Não é por acaso que, de vez em quando, escrevo sobre relacionamentos tóxicos. É porque já os conheci e – como dizia uma escritora cujo nome agora me escapa – “ninguém foge a si mesmo quando escreve”. Falar sobre um passado marcante não é mau. O que é mau é fechar tudo num local bem fundo e escondido, enquanto se vive numa espécie de ilusão permanente, numa névoa ingénua e perigosa de que “todos os relacionamentos são assim”. Não são. Felizmente, a esmagadora maioria da espécie humana não vive numa montanha russa, na qual certos dias, semanas ou meses correspondem a pancadaria e outros a beijos – sem que se saiba muito bem que comportamento nosso originou qual resposta do outro lado.

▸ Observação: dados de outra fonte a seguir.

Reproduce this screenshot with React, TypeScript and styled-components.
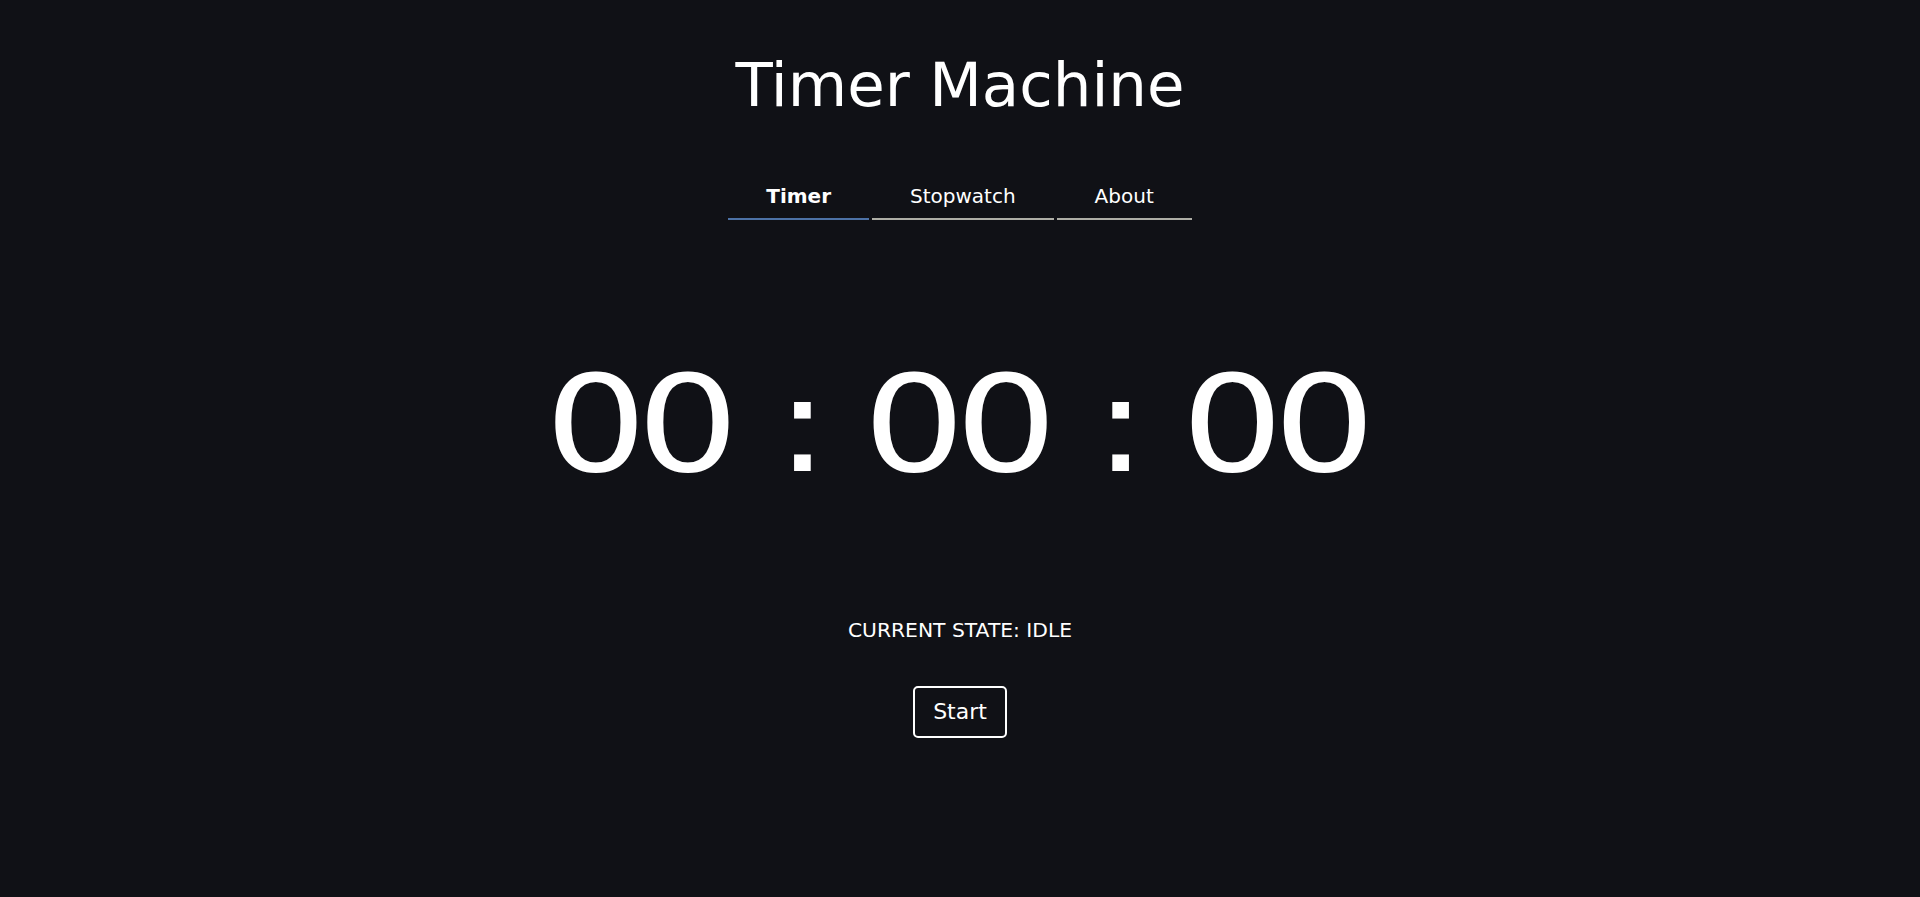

Noutros textos, já falei sobre os laços que se desenvolvem entre abusadores
e abusados; a despersonalização dos abusados e a mitificação dos abusadores
(feita até pelos próprios envolvidos na história); as danças de domínio e
submissão (que podem ser abertamente jogadas com costelas partidas e humilhações
públicas ou subtilmente seduzidas com ofertas amorosas, porque nunca uma aranha
apanhou uma mosca com jogo limpo); a objectificação das pessoas abusadas que
são roubadas da sua identidade plena como seres humanos; a disfuncionalidade
das famílias sem base real que se aproveitam de falsas construções apoiadas por
uma sociedade puritana que se deixa levar pela foto do Facebook; o ver só
aquilo em que se quer acreditar; o reviver de traumas muito antigos que a
pessoa acredita serem o suporte do mundo (e que ela nem sabe que tem); a
necessidade perversa que o abusador tem de vampirizar alguém (por isso, nunca
deixa o abusado partir, e daí o ciclo de sedução quando sente que vai haver um
divórcio, por exemplo); a necessidade não menos perversa que o abusado tem de
que o abusador o reconheça como pessoa (e daí que volte a cair eternamente no
jogo até que perceba que está doente e saia dessa roda de hamster).
Recentemente, recebi um e-mail que me indagava: “Se uma pessoa é vítima
destas situações, porque é que não sai?” A pergunta é legítima, mas eu suponho
que vem de quem nunca esteve numa situação semelhante, muito embora eu também
me irrite bastante com quem não sai durante anos a fio dado que tenho uma
personalidade decidida e racional. Tomemos como exemplo: se uma criança for
habituada a comer do lixo, ela comerá do lixo onde quer que vá. Não conhece
outra realidade. Convide-a para um banquete e ela olhará para a mesa bonita com
muita desconfiança. Na concepção dela, aquilo pode ser veneno disfarçado. Se o
lixo estiver ali ao lado, ela vai dirigir-se ao lixo e comer, não porque seja
melhor mas porque esse é o hábito no qual ela se sente confortável (ainda que
seja mau para ela e talvez ela saiba disso). Confortável porque ela está já
muito treinada pela sua vida para lidar com esse lixo e, portanto, continua a
escolher aquilo para cujos dramas ela já arranjou solução: por exemplo, no
caso, ela já saberia lidar com as eternas dores de barriga que comer lixo lhe
ia causar. Mas o banquete, ainda que bom, ela não conhece. Tem medo de tanta
fartura. É por esse intenso medo que ela arranja desculpas para continuar a
revolver na porcaria. Em essência, falta coragem à pessoa abusada para sair do
que ela sabe ser muito inferior ao que ela merece.
Claro que esse medo pode ter razões pragmáticas e muitíssimo legítimas quando
a pessoa teme pela própria vida ou pela sua integridade pessoal, coisa que não
é de desprezar pois todo o abusador é um mágico da ilusão. Finge ser socialmente
impecável, cheio de valores e de bons sentimentos, quando não mesmo moralista;
porém, isto não passa daquilo a que o psiquiatra americano M. Scott Peck chamou
“as pessoas da mentira” pois temos de recordar que o abusador que hoje adoça
com carinhos e aconchegos fá-lo por uma causa egoísta, querendo-as pessoas
junto de si para melhor as submeter a algo amanhã, pois trata-se da mesma
pessoa que ainda ontem batia, humilhava, trapaceava, torturava.
Mas poderá também ser que o medo do abusado seja algo não tão extremo, mas
apenas o medo de alguém que recusa enfrentar os seus próprios traumas,
incluindo a perda dessa ilusão relacional, de verificar que investiu metade da
vida num sonho que não era mais do que um nevoeiro, a complicação de cortar
completamente laços com os seus vícios e de assumir uma vida nova e saudável.
Enfim, ser honesto consigo e ser feliz exige transformações. É um grande
compromisso: o compromisso consigo mesmo. Nenhuma ligação tóxica resiste quando
decidimos ser nós mesmos por inteiro.